Saturday, July 21, 2012

DAMAGE


TITLE: DAMAGE
AUTHOR: JOSEPHINE HART
Pages: 216
Date: 18/07/2012
Grade: 4+
Library

“Damaged people are dangerous. They know they can survive.”

By the time the narrator of this story is fifty he has lived his life almost as if by accident. An unexceptional childhood followed by an impassionate marriage and successful but unfulfilling careers, first as a G.P and subsequently as an upstanding but unremarkable Member of Parliament. A life lived without strong emotions of any kind. A life which, had it ended in the narrator’s fiftieth year, would have been widely respected and totally unremarkable.
Everything changes when he meets Anna Barton, his son’s girlfriend. Although his wife is suspicious of the girl, who is eight year older than her beloved 25 year old son, the narrator feels an instant attraction to her the moment he meets her. An attraction that appears to be mutual since he and Anna start a passionate affair shortly after meeting.
The affair with Anna becomes the narrator’s obsession. For the first time in his life he is experiencing strong emotions and he is unable and unwilling to let go of either those emotions or the woman who has triggered them and is at the centre of them.
Anna is a troubled woman though, with tragedy in her past and almost certainly tragedy in her future. As Anna and the narrator’s son prepare to get married, the affair continues as passionate as ever and disaster must surely wait, just around the corner.

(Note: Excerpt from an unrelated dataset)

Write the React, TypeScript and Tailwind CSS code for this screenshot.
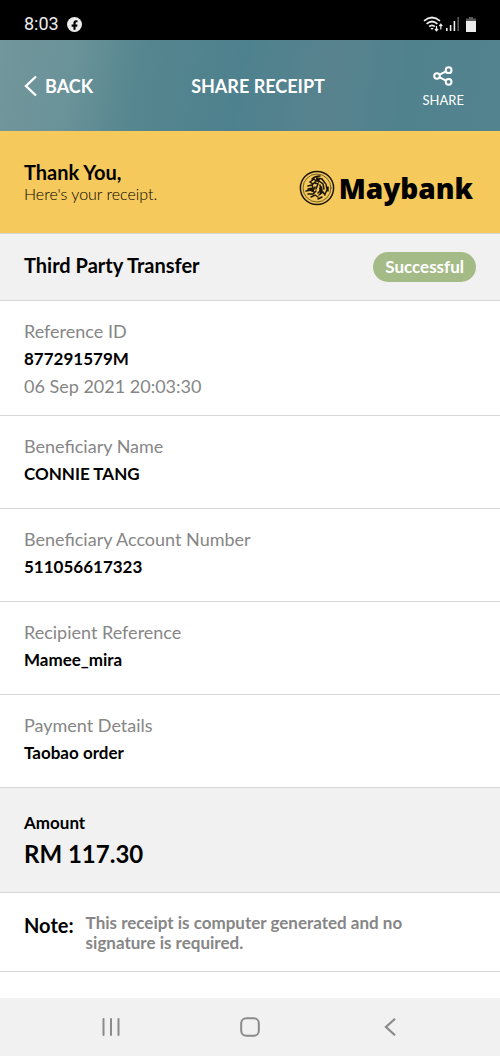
type Field = {
  label: string;
  value: string;
  date?: string;
};

const fields: Field[] = [
  { label: "Reference ID", value: "877291579M", date: "06 Sep 2021 20:03:30" },
  { label: "Beneficiary Name", value: "CONNIE TANG" },
  { label: "Beneficiary Account Number", value: "511056617323" },
  { label: "Recipient Reference", value: "Mamee_mira" },
  { label: "Payment Details", value: "Taobao order" },
];

function StatusBar() {
  return (
    <div className="flex h-10 items-center justify-between bg-black px-6 pt-2 text-[#ececec]">
      <div className="flex items-center gap-2">
        <span className="font-[Roboto,sans-serif] text-lg">8:03</span>
        {/* facebook */}
        <svg viewBox="0 0 14 14" className="size-[15px]">
          <circle cx="7" cy="7" r="7" fill="#ececec" />
          <path
            d="M6 12V9H4.3V7H6V5.7C6 3.9 7 3 8.6 3h1.2v1.8H8.9c-.7 0-.9.4-.9 1V7h1.8l-.3 2H8v3z"
            fill="#000"
          />
        </svg>
      </div>
      <div className="flex items-center">
        {/* wifi */}
        <svg viewBox="0 0 20 16" className="h-4 w-5" fill="none" stroke="currentColor">
          <path d="M1 4.8Q9 -1.8 17 4.8M3.6 7.8Q9 3.2 14.4 7.8M6.2 10.6Q9 8 11.8 10.6" strokeWidth="1.7" />
          <path d="M7.4 12h3.2L9 14z" fill="currentColor" stroke="none" />
          <path d="M13.5 10v5M12 13l1.5 1.8 1.5-1.8M17.8 13.4v-5M16.3 10l1.5-1.8L19.3 10" strokeWidth="1.2" />
        </svg>
        {/* signal */}
        <svg viewBox="0 0 14 14" className="ml-[3px] h-[14px] w-[14px]" fill="currentColor">
          <path d="M0 11h1.6v3H0zM3.8 8h1.6v6H3.8zM7.6 4h1.6v10H7.6z" />
          <path d="M11.4 0H13v14h-1.6z" fill="#5a5a5a" />
        </svg>
        {/* battery */}
        <svg viewBox="0 0 10 15" className="ml-[6px] h-[15px] w-[10px]">
          <path d="M3 0h4v1.5h3V5H0V1.5h3z" fill="#5a5a5a" />
          <path d="M0 4h10v11H0z" fill="#ececec" />
        </svg>
      </div>
    </div>
  );
}

function Header() {
  return (
    <header className="grid h-[91px] grid-cols-[1fr_auto_1fr] items-center bg-[linear-gradient(100deg,#72979c_0%,#6a9299_15%,#56868f_28%,#4e818e_48%,#58838e_66%,#50828e_80%,#53838e_100%)] px-6 text-white">
      <button type="button" className="flex items-center gap-2 text-lg font-bold">
        <svg viewBox="0 0 13 22" className="h-[22px] w-[13px]" fill="none" stroke="currentColor" strokeWidth="2.4">
          <path d="M12 1.5 2 11l10 9.5" />
        </svg>
        BACK
      </button>
      <h1 className="pl-4 text-lg font-bold">SHARE RECEIPT</h1>
      <button
        type="button"
        className="mr-3 flex flex-col items-center gap-1 justify-self-end pt-1 text-[13px] leading-5"
      >
        <svg viewBox="0 0 20 20" className="size-5" fill="none" stroke="currentColor" strokeWidth="2">
          <circle cx="4" cy="10" r="2.8" />
          <circle cx="15.6" cy="4.2" r="2.9" />
          <circle cx="15.6" cy="15.8" r="2.9" />
          <path d="m6.6 8.6 6.4-3.2M6.6 11.4l6.4 3.2" />
        </svg>
        SHARE
      </button>
    </header>
  );
}

function Logo() {
  return (
    <div className="mt-3 mr-[3px] flex items-center gap-1 text-black">
      <svg viewBox="0 0 36 36" className="size-9" fill="none" stroke="#1d1608" strokeLinecap="round">
        <circle cx="18" cy="18" r="16.6" strokeWidth="1.5" />
        <circle cx="18" cy="18" r="14" strokeWidth=".6" />
        {/* tiger head */}
        <path
          d="M13 9q3-3 8-3M11 12l4-3 2 2-3 3zM18 8l5 1 3 4M20 11l4 3 1 5M9 16l4-1 1 3-5 1M16 13l3 1-2 5M21 15l1 5-3 3M7 21l5-1 3 2M9 24l5 0 3-3M12 27l4-2 3 2M20 25l4-3 2 3M19 29l4-2M27 14l1 6-2 4M29 17v4M16 17l-2 4"
          strokeWidth="1.5"
        />
        <path d="M17 7l4 2-1 4-3-2zM20 18l3-2 1 6-3 3zM12 18l3 1-1 3-3-1z" fill="#1d1608" stroke="none" />
      </svg>
      <span className="font-['Noto_Sans',sans-serif] text-[28px] leading-8 font-black">Maybank</span>
    </div>
  );
}

function NavBar() {
  return (
    <nav className="grid h-[58px] grid-cols-[1fr_auto_1fr] items-center bg-[#f1f1f1] text-[#8a8a8a]">
      <button type="button" aria-label="Recent apps" className="mr-30 justify-self-end">
        <svg viewBox="0 0 18 18" className="size-[18px]" stroke="currentColor" strokeWidth="2" strokeLinecap="round">
          <path d="M1.5 1v16M9 1v16M16.5 1v16" />
        </svg>
      </button>
      <button type="button" aria-label="Home">
        <svg viewBox="0 0 20 20" className="size-5" fill="none" stroke="currentColor" strokeWidth="2">
          <rect x="1.2" y="1.2" width="17.6" height="17.6" rx="5" />
        </svg>
      </button>
      <button type="button" aria-label="Back" className="ml-31 justify-self-start">
        <svg viewBox="0 0 12 18" className="h-[18px] w-3" fill="none" stroke="currentColor" strokeWidth="2.2">
          <path d="M11 .8 2 9l9 8.2" />
        </svg>
      </button>
    </nav>
  );
}

export default function App() {
  return (
    <div className="flex min-h-screen flex-col bg-white font-[Lato,sans-serif] text-black">
      <StatusBar />
      <Header />
      {/* thank you banner */}
      <section className="flex h-[102px] items-center justify-between bg-[#f5c95b] px-6">
        <div>
          <h2 className="text-xl leading-6 font-bold">Thank You,</h2>
          <p className="text-base leading-5 font-light">Here's your receipt.</p>
        </div>
        <Logo />
      </section>
      {/* transfer status */}
      <section className="flex h-[68px] items-center justify-between border-y border-[#d8d8d8] bg-[#f1f1f1] px-6">
        <h2 className="pb-1 text-xl font-bold">Third Party Transfer</h2>
        <span className="rounded-full bg-[#a5bb87] px-3 py-1 text-[17px] leading-[22px] font-bold text-white">
          Successful
        </span>
      </section>
      {/* details */}
      <dl>
        {fields.map((field) => (
          <div
            key={field.label}
            className={`border-b border-[#d8d8d8] px-6 pt-4 ${field.date ? "pb-[15px]" : "pb-[21px]"}`}
          >
            <dt className="text-lg leading-7 text-[#868686]">{field.label}</dt>
            <dd className="text-[17px] leading-[27px] font-bold">{field.value}</dd>
            {field.date && <dd className="text-lg leading-7 text-[#868686]">{field.date}</dd>}
          </div>
        ))}
      </dl>
      {/* amount */}
      <section className="border-b border-[#d8d8d8] bg-[#f1f1f1] px-6 pt-[22px] pb-5">
        <p className="text-[17px] leading-[26px] font-bold">Amount</p>
        <p className="text-2xl leading-9 font-bold">RM 117.30</p>
      </section>
      {/* note */}
      <section className="flex gap-3 border-b border-[#d8d8d8] px-6 pt-5 pb-[18px]">
        <p className="text-xl leading-6 font-bold">Note:</p>
        <p className="max-w-[340px] text-[17px] leading-5 font-bold text-[#868686]">
          This receipt is computer generated and no signature is required.
        </p>
      </section>
      <div className="mt-auto">
        <NavBar />
      </div>
    </div>
  );
}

This was not an easy book to read. It is a bit like watching a train-wreck. You know that it’s all going to go horribly wrong but yet you can’t look away, can’t stop reading, even though you are feeling increasingly uncomfortable with what is happening on the page.
From the very first chapter it is clear that this story is not going to have a happy ending:

“But I did not die in my fiftieth year. There are few who know me now who do not regard that as a tragedy.”

From the very first word it is clear that the narrator is speeding his way towards disaster and the reader has no choice but to watch him destroy not only his own life but also that of those around him.
Of course it is proof of the excellent writing that although I did end up feeling extremely uncomfortable about the road to self-destruction the narrator so willingly took I had to follow him to the bitter end.
It is strange to read a book in which the sympathetic characters are the secondary ones. The two main protagonists’ selfish actions make it hard if not impossible for the reader to like them. They are, because of their characters and actions, fascinating to read about though.
This would make a great book for a reading group discussion since it brings some interesting questions to mind.
Does a life-time lived without passion really constitute a life? Or, how much are we willing to excuse or explain away because of trauma early in life? How would I react or behave if I were any of the characters in this story? I could go on.

If I were absolutely honest I should probably mark this book five stars. It is very well written, a compulsive read and thought-provoking. The reason I can’t quite get myself to do so is completely personal; the book made me uncomfortable while I was reading it and still has me feeling that discomfort now that I’m writing about it. I would call this an ugly story very beautifully told.